Growth Effects of the Change in the Monetary Order

The fundamental change in the monetary policy stance of the ECB is equivalent to a change in the German monetary and economic order. Whereas in 1948 the removal of the monetary overhang and the introduction of stable money had formed the backbone of the German economic miracle, the expansion of the monetary base far beyond the expansion of output eroded Eucken’s (1952) constitutive principles (Freytag and Schnabl 2017).

The negative impact of persistently low short‐​term (via conventional monetary policy) and long‐​term (via unconventional monetary policy) interest rates on German growth dynamics can be derived based on the overinvestment theory of Mises (1912) and Hayek (1931): An overinvestment boom is triggered by a fall of the interest rate set by the central bank below the natural interest rate, which constitutes a long‐​term equilibrium between savings and investment.16 The too‐​low central bank interest rate triggers an unsustainable credit‐​financed investment and speculation boom (Schnabl 2018).

First, investment projects with high return are financed. As the boom goes on, low‐​return investments are put on track. The average marginal efficiency of investment declines. As profits of banks and enterprises increase, stock prices and wages rise. With low interest rates, deposits are converted to stocks. As incomes grow and people feel richer, demand for real estate increases. Fast rising stock and real estate prices may attract speculators, making the rise in asset prices self‐​fulling, becoming disconnected from fundamentals.17

In the overinvestment theory of Mises (1912) and Hayek (1931), when all idle production factors are employed, wages and prices rise, tempting the central bank to finally increase the key interest rate again (as the ECB did from 2005 onward). The benchmark for the profitability of all past and future investment projects is lifted and low‐​return investment projects have to be dismantled.18 With the central bank keeping the interest rate high, a downswing occurs (as in the southern euro area since 2007) during which prices and wages fall. With low‐​yield investment projects being dismantled, production factors can be shifted to investment projects with higher returns during the following economic recovery.

Following this pattern, between 2003 and 2007 the credit‐​financed booms in the southern euro area countries went along with stock and real estate bubbles (Schnabl 2018). Since 2008, the speculation boom has shifted to Germany.

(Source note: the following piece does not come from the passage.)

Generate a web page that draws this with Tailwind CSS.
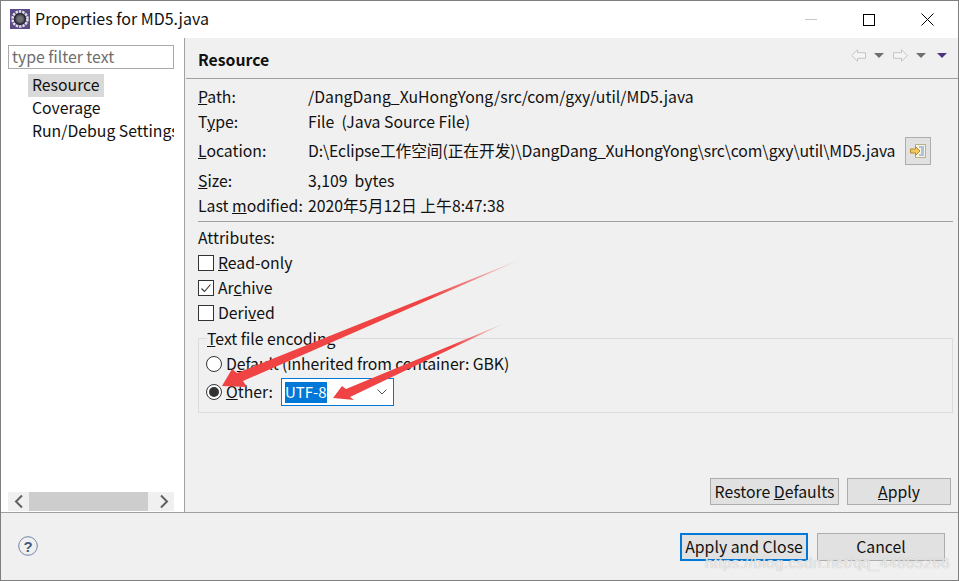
<!DOCTYPE html>
<html lang="en">
  <head>
    <meta charset="UTF-8" />
    <title>Properties for MD5.java</title>
    <script src="https://cdn.jsdelivr.net/npm/@tailwindcss/browser@4"></script>
  </head>
  <body class="bg-white overflow-hidden">
    <div class="relative w-[959px] h-[581px] flex flex-col border border-[#7f7f7f] text-[15.8px] leading-[20px] text-[#111] font-['Noto_Sans_CJK_SC','Noto_Sans',sans-serif]">
      <!-- title bar -->
      <div class="h-[37px] flex items-center bg-white shrink-0">
        <svg class="ml-[9px] w-5 h-5 -mt-[1px]" viewBox="0 0 20 20">
          <rect width="20" height="20" fill="#5b4a86" />
          <circle cx="10" cy="10" r="7.500" fill="none" stroke="#e2e2e6" stroke-width="2.500" stroke-dasharray="2.400 1" />
          <circle cx="10" cy="10" r="5.300" fill="#55565c" stroke="#2a2a30" stroke-width="1.600" />
          <circle cx="10" cy="10" r="3" fill="#6f6f78" />
        </svg>
        <span class="ml-[5px] -mt-[3px] text-[16px]">Properties for MD5.java</span>
        <div class="ml-auto flex items-center">
          <div class="w-3 h-px bg-[#c8c8c8] mr-[46px] -mt-[1px]"></div>
          <div class="w-3 h-3 border border-black mr-[46px]"></div>
          <svg class="w-[13px] h-[13px] mr-[24px]" viewBox="0 0 13 13"><path d="M.5.5l12 12M12.5.5l-12 12" stroke="#000" fill="none" /></svg>
        </div>
      </div>

      <div class="h-[474px] flex shrink-0">
        <!-- left tree -->
        <div class="w-[184px] bg-white border-r border-[#a0a0a0] pl-[7px] pr-[10px] pt-[7px] flex flex-col shrink-0">
          <div class="h-[24px] border border-[#a9a9a9] px-[3px] flex items-center text-[#6d6d6d]">type filter text</div>
          <div class="mt-[5px] ml-[20px] w-[76px] h-[23px] pl-[4px] pb-[2px] bg-[#d9d9d9] flex items-center">Resource</div>
          <div class="ml-[20px] h-[23px] pl-[4px] pb-[2px] flex items-center">Coverage</div>
          <div class="ml-[20px] h-[23px] pl-[4px] pb-[2px] flex items-center overflow-hidden whitespace-nowrap">Run/Debug Settings</div>
          <div class="mt-auto mb-px h-[19px] bg-[#f0f0f0] flex items-center">
            <svg class="w-[21px] h-[19px] shrink-0" viewBox="0 0 21 19"><path d="M14 3.500L8 9.500l6 6" fill="none" stroke="#606060" stroke-width="2" /></svg>
            <div class="w-[119px] h-[19px] bg-[#cdcdcd]"></div>
            <svg class="w-[26px] h-[19px] shrink-0" viewBox="0 0 26 19"><path d="M13 3.500l6 6-6 6" fill="none" stroke="#606060" stroke-width="2" /></svg>
          </div>
        </div>

        <!-- right pane -->
        <div class="flex-1 bg-[#f0f0f0] flex flex-col">
          <div class="h-[41px] ml-px border-b border-[#a0a0a0] flex items-center justify-between pl-[12px] pr-[11px] shrink-0">
            <span class="font-bold text-[15.8px] mt-[3px]">Resource</span>
            <div class="flex items-center -mt-[5px]">
              <svg class="w-[15px] h-[13px]" viewBox="0 0 15 13"><path d="M.7 6.500L6.500.7v3h8v5.600h-8v3z" fill="#f4f4f4" stroke="#c4c4c4" /></svg>
              <div class="ml-[8px] w-0 h-0 border-x-[5px] border-x-transparent border-t-[5px] border-t-[#707070]"></div>
              <svg class="ml-[9px] w-[15px] h-[13px]" viewBox="0 0 15 13"><path d="M14.300 6.500L8.500.7v3h-8v5.600h8v3z" fill="#f4f4f4" stroke="#c4c4c4" /></svg>
              <div class="ml-[8px] w-0 h-0 border-x-[5px] border-x-transparent border-t-[5px] border-t-[#707070]"></div>
              <div class="ml-[11px] w-0 h-0 border-x-[5px] border-x-transparent border-t-[5px] border-t-[#4a3480]"></div>
            </div>
          </div>

          <div class="pl-[13px] pr-[5px] flex flex-col flex-1">
            <div class="grid grid-cols-[110px_1fr] auto-rows-min pt-[5px]">
              <div class="h-[25px] flex items-center"><span><u>P</u>ath:</span></div>
              <div class="h-[25px] flex items-center">/DangDang_XuHongYong/src/com/gxy/util/MD5.java</div>
              <div class="h-[25px] flex items-center"><span>T<u>y</u>pe:</span></div>
              <div class="h-[25px] flex items-center">File&nbsp; (Java Source File)</div>
              <div class="h-[33px] flex items-center"><span><u>L</u>ocation:</span></div>
              <div class="h-[33px] flex items-center justify-between pr-[22px]">
                <span class="whitespace-nowrap tracking-[-0.15px]">D:\Eclipse工作空间(正在开发)\DangDang_XuHongYong\src\com\gxy\util\MD5.java</span>
                <div class="w-[26px] h-[28px] bg-[#e1e1e1] border border-[#adadad] flex items-center justify-center shrink-0">
                  <svg class="w-4 h-4" viewBox="0 0 16 16">
                    <rect x="5.500" y="1.500" width="10" height="13" fill="#f4f4e8" stroke="#b9b18a" />
                    <path d="M9 4h5M11 6h3M11 8h3M11 10h3M9 12h5" stroke="#6f8fc8" />
                    <path d="M.5 6h5V3.500L10 8l-4.500 4.500V10h-5z" fill="#f0c860" stroke="#b48a2c" />
                  </svg>
                </div>
              </div>
              <div class="h-[26px] pt-[2px] flex items-center"><span><u>S</u>ize:</span></div>
              <div class="h-[26px] pt-[2px] flex items-center">3,109&nbsp; bytes</div>
              <div class="h-[25px] flex items-center"><span>Last <u>m</u>odified:</span></div>
              <div class="h-[25px] flex items-center">2020年5月12日 上午8:47:38</div>
            </div>

            <div class="mt-[3px] h-px bg-[#a0a0a0]"></div>
            <div class="mt-[5px] h-[21px] flex items-center">Attributes:</div>

            <div class="mt-[2px] h-[25px] flex items-center gap-[4px]">
              <div class="w-4 h-4 bg-white border border-[#333]"></div><span><u>R</u>ead-only</span>
            </div>
            <div class="h-[25px] flex items-center gap-[4px]">
              <div class="w-4 h-4 bg-white border border-[#333] flex items-center justify-center">
                <svg class="w-3 h-3" viewBox="0 0 12 12"><path d="M1.500 6.500L4.500 9.500 10.500 2.500" fill="none" stroke="#333" stroke-width="1.100" /></svg>
              </div><span>Ar<u>c</u>hive</span>
            </div>
            <div class="h-[25px] flex items-center gap-[4px]">
              <div class="w-4 h-4 bg-white border border-[#333]"></div><span>Deri<u>v</u>ed</span>
            </div>

            <div class="relative mt-[13px] h-[75px] border border-[#dcdcdc] pl-[7px] pt-[12px]">
              <div class="absolute left-[8px] -top-[10px] h-5 bg-[#f0f0f0] flex items-center"><span><u>T</u>ext file encoding</span></div>
              <div class="h-[25px] flex items-center gap-[4px]">
                <div class="w-4 h-4 rounded-full bg-white border border-[#333]"></div><span class="tracking-[-0.1px]">D<u>e</u>fault (inherited from container: GBK)</span>
              </div>
              <div class="mt-[2px] h-[28px] flex items-center">
                <div class="w-4 h-4 rounded-full bg-white border border-[#333] flex items-center justify-center">
                  <div class="w-[10px] h-[10px] rounded-full bg-[#333]"></div>
                </div>
                <span class="ml-[4px] w-[55px]"><u>O</u>ther:</span>
                <div class="w-[113px] h-[28px] bg-white border border-[#0078d7] pl-[3px] pr-[6px] flex items-center justify-between">
                  <span class="bg-[#0078d7] text-white text-[15px] h-[21px] flex items-center">UTF-8</span>
                  <svg class="w-[10px] h-[6px]" viewBox="0 0 10 6"><path d="M.5.5L5 5 9.500.5" fill="none" stroke="#555" /></svg>
                </div>
              </div>
            </div>

            <div class="mt-auto mb-[7px] flex justify-end gap-[8px] pr-[2px]">
              <div class="w-[129px] h-[27px] bg-[#e1e1e1] border border-[#adadad] flex items-center justify-center"><span>Restore <u>D</u>efaults</span></div>
              <div class="w-[104px] h-[27px] bg-[#e1e1e1] border border-[#adadad] flex items-center justify-center"><span><u>A</u>pply</span></div>
            </div>
          </div>
        </div>
      </div>

      <!-- bottom bar -->
      <div class="flex-1 bg-[#f0f0f0] border-t border-[#a0a0a0] flex items-center pl-[17px] pr-[13px]">
        <svg class="w-5 h-5 -mt-[2px]" viewBox="0 0 20 20">
          <circle cx="10" cy="10" r="9.300" fill="none" stroke="#6f84a8" />
          <text x="10" y="15.500" text-anchor="middle" font-size="15" font-weight="700" fill="#44597f" font-family="Liberation Sans">?</text>
        </svg>
        <div class="ml-auto flex gap-[9px] mt-[1px]">
          <div class="w-[128px] h-[28px] bg-[#e1e1e1] border-2 border-[#0078d7] flex items-center justify-center">Apply and Close</div>
          <div class="w-[128px] h-[28px] bg-[#e1e1e1] border border-[#adadad] flex items-center justify-center">Cancel</div>
        </div>
      </div>

      <!-- red annotation arrows drawn over the dialog -->
      <svg class="absolute -left-px -top-px pointer-events-none" width="959" height="581" viewBox="0 0 959 581">
        <defs>
          <linearGradient id="a1" x1="222" y1="385" x2="522" y2="259" gradientUnits="userSpaceOnUse">
            <stop offset="0" stop-color="#f04444" /><stop offset=".7" stop-color="#f04444" /><stop offset="1" stop-color="#f04444" stop-opacity=".1" />
          </linearGradient>
          <linearGradient id="a2" x1="333" y1="398" x2="505" y2="323" gradientUnits="userSpaceOnUse">
            <stop offset="0" stop-color="#f04444" /><stop offset=".7" stop-color="#f04444" /><stop offset="1" stop-color="#f04444" stop-opacity=".1" />
          </linearGradient>
        </defs>
        <path d="M222 386L232 369 237 373 522 259 243 381 247 387z" fill="url(#a1)" />
        <path d="M333 398L342 386 346 389 505 323 350 397 354 400z" fill="url(#a2)" />
      </svg>

      <div class="absolute left-[704px] top-[552px] text-[15px] leading-[20px] tracking-[0.45px] text-white/70 [text-shadow:0_0_1px_#aaa] font-['Liberation_Sans',sans-serif] whitespace-nowrap">https://blog.csdn.net/qq_44865266</div>
    </div>
  </body>
</html>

Figure 6 shows the sharp increase of real estate prices in Spain between 2003 and 2007, and in Germany since 2008. Yet, in contrast to the overinvestment theory, the ECB stabilized the southern euro area countries by sharply cutting interest rates and moving towards unconventional monetary policy measures. This prevented the cleasing effect and is keeping incentives, competition, and growth distorted.19

The Eased Constraints for German Enterprises

For German enterprises, the common European monetary policy represented a fundamental change in the business environment. Since 1948 the German mark had been a hard currency, being under persistent appreciation pressure, in particular since the breakdown of the Bretton‐​Woods System in the early 1970s.20 As central bank– financed growth impulses could not be expected, German enterprises had to continuously increase efficiency and innovate to stay competitive within Europe and world markets. The euro introduction and the ECB’s monetary policy eased this constraint for four reasons.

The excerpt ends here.